Synthetic solar irradiance models that generate irradiance time series are often trained on too few sites with limited climatic diversity. This often results in models which are overfit and cannot be globally applied. The impact of training data for solar energy applications is relatively unexplored and, therefore, of importance. A new Markov-downscaling methodology is proposed to test diverse training datasets. In terms of synthetic global horizontal irradiance (GHI) generation, occasionally, Markov downscaling was found to validate excellently, whereas linear interpolation failed resoundingly at all sites in this application. Markov downscaling was unsuitable if the aim was to obtain the actual result in cases such as historic gap filling, interpolation, or forecasting; thus, it is purely a synthetic model.
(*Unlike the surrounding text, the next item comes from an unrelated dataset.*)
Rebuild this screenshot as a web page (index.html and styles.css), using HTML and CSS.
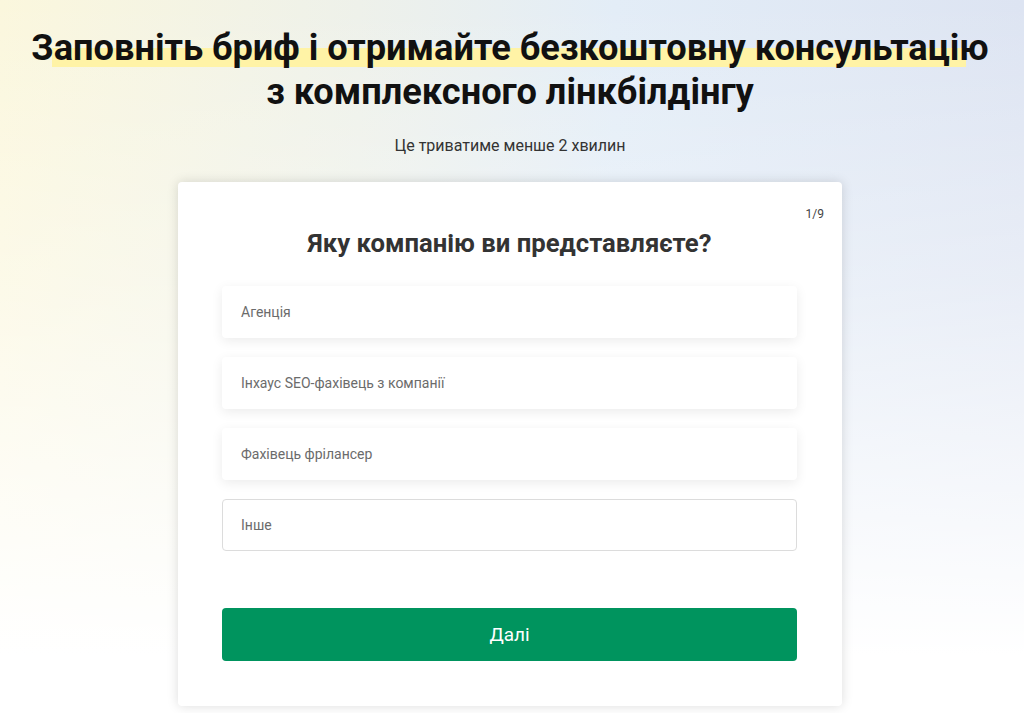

A significant influence of training data is found when comparing 100 repetitions of all 752 combinations of training and testing data. Using different training data in the model significantly influenced the accuracy of the downscaled GHI. We find that climate similarity is not a fundamental driver for GHI similarities and that some form of site index derived from kc must have an influence. A particular site at Izana, Tenerife, performs consistently poor across all but 10 testing sites, exemplifying how idiosyncrasies of a model can produce unexpected global behaviour with minimal training data exploration. A considerable performance variation was observed resulting only from training data selection, as such warrants careful attention. It is concluded that all GHI methodological approaches that require training data must undertake a similar global investigation before they can be accepted as globally applicable.